Not all individuals with these genetic mutations will develop HCM, and the severity of the condition can vary widely. Other factors, such as modifier genes and environmental factors, may influence the expression and progression of the disease.
Diagnosis of HCM
- Medical history and physical examination: The healthcare provider will review your medical history, and family history of heart disease, and ask about your symptoms. They will also perform a thorough physical examination, including listening to your heart with a stethoscope.
- Electrocardiogram (ECG): An ECG measures the electrical activity of the heart and can detect abnormal heart rhythms or patterns associated with HCM.
- Echocardiogram: This non-invasive imaging test uses sound waves to produce images of the heart. It helps assess the thickness of the heart muscle, the movement of the heart walls, and the function of the heart valves.

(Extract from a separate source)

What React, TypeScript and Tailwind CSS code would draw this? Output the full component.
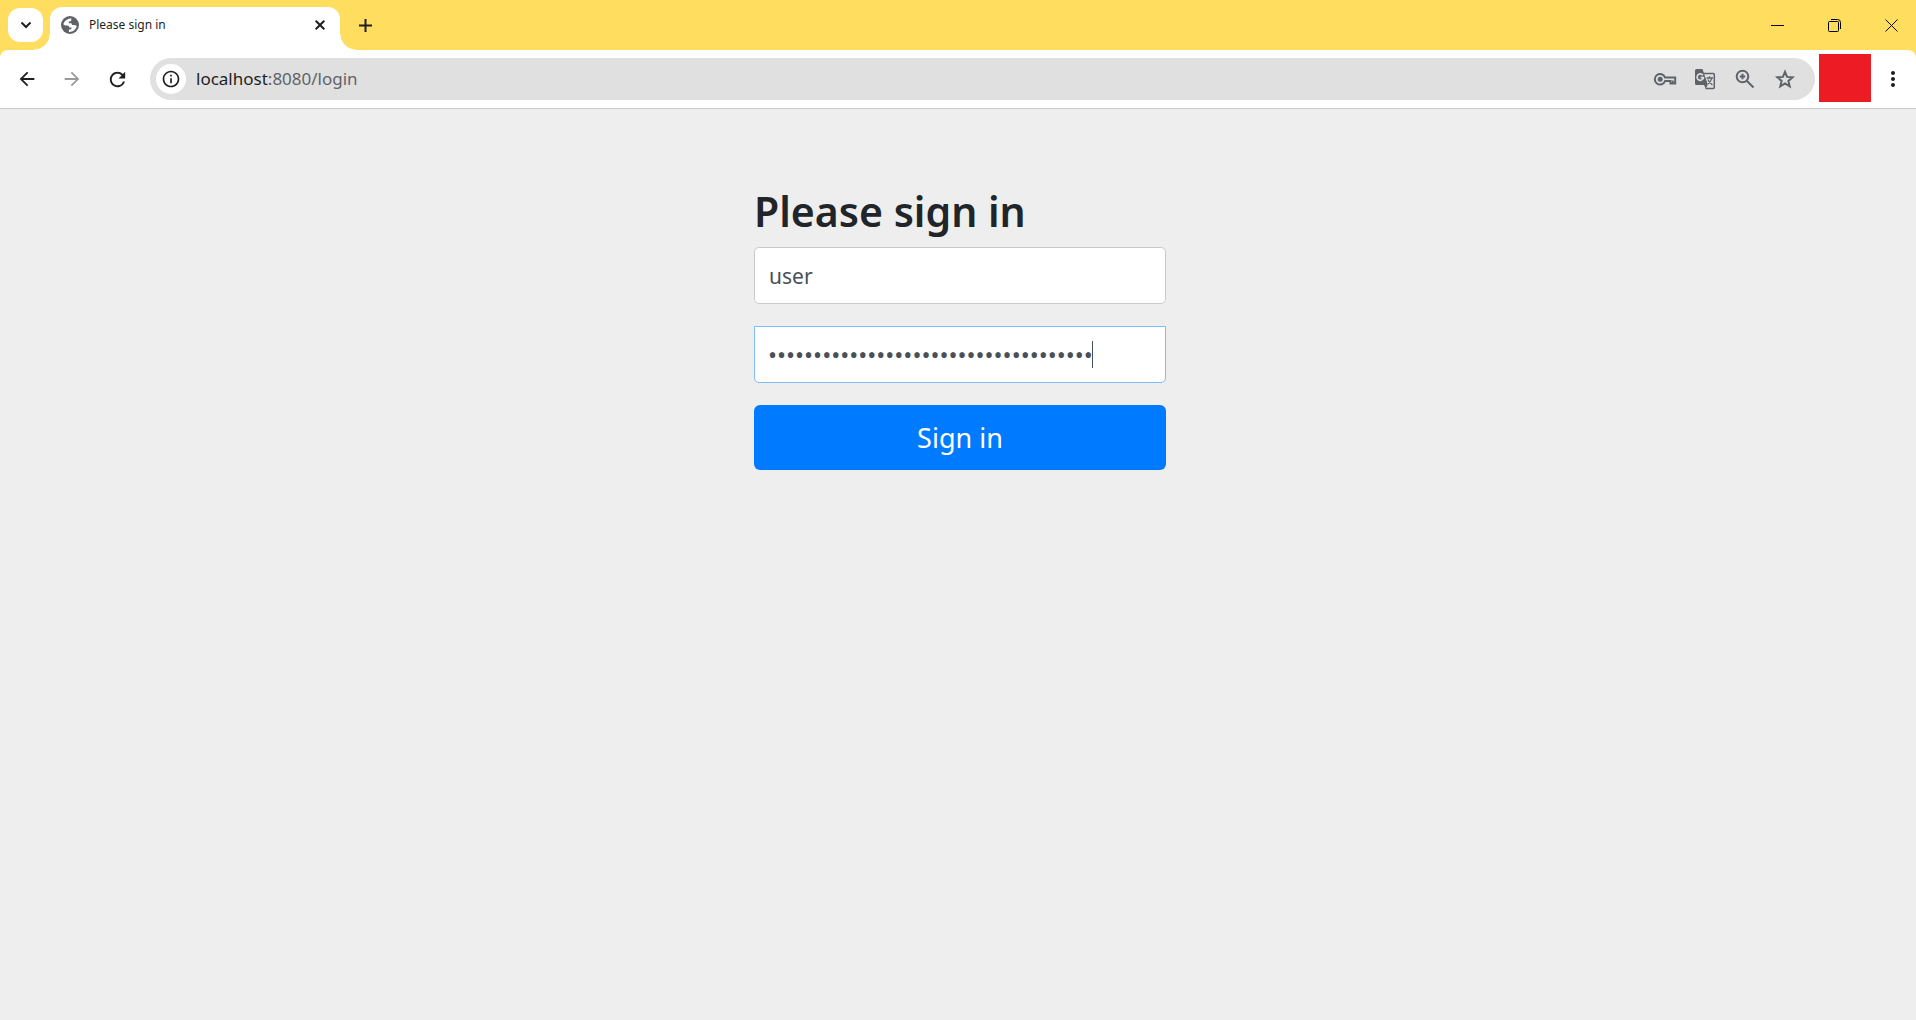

Suitable Treatment Options for HCM
- Medications: Medications are commonly prescribed to manage symptoms and improve heart function. Beta-blockers and calcium channel blockers can help relax the heart muscle, reduce heart rate, and control blood pressure. Other medications, such as anti-arrhythmic or anticoagulants, may be used to manage abnormal heart rhythms or prevent blood clots.
- Septal myectomy or alcohol septal ablation: In cases where the thickened heart muscle obstructs blood flow, surgical procedures like septal myectomy (removal of part of the thickened muscle) or alcohol septal ablation (injection of alcohol to selectively damage a portion of the thickened muscle) may be considered to relieve the obstruction.
- Implantable cardioverter-defibrillator (ICD): People at high risk of life-threatening arrhythmias may require an ICD. This device is implanted under the skin and can deliver an electric shock to restore normal heart rhythm in case of a dangerous arrhythmia.
- Genetic counseling: Since HCM is a genetic disorder, individuals diagnosed with HCM and their family members may benefit from genetic counseling to understand the inheritance pattern and the risk of passing the condition to future generations.
Priority Questions To Ask Your Doctor
- What is hypertrophic cardiomyopathy (HCM), and how does it affect my heart?
- What caused my HCM? Is it genetic?
- What are the symptoms of HCM? How can I recognize them?
- Do I need to make any lifestyle changes? What can I do to manage my condition?
- What medications are commonly prescribed for HCM? What are their potential side effects?
- Are there any restrictions on physical activities or exercises I should follow?
- Should I be concerned about sudden cardiac arrest or other potential complications?
- What tests or further evaluations are necessary to understand the severity of my condition?
- Are there any specific dietary considerations I should be aware of?
- Will I need regular monitoring or follow-up appointments? How often should I see a cardiologist?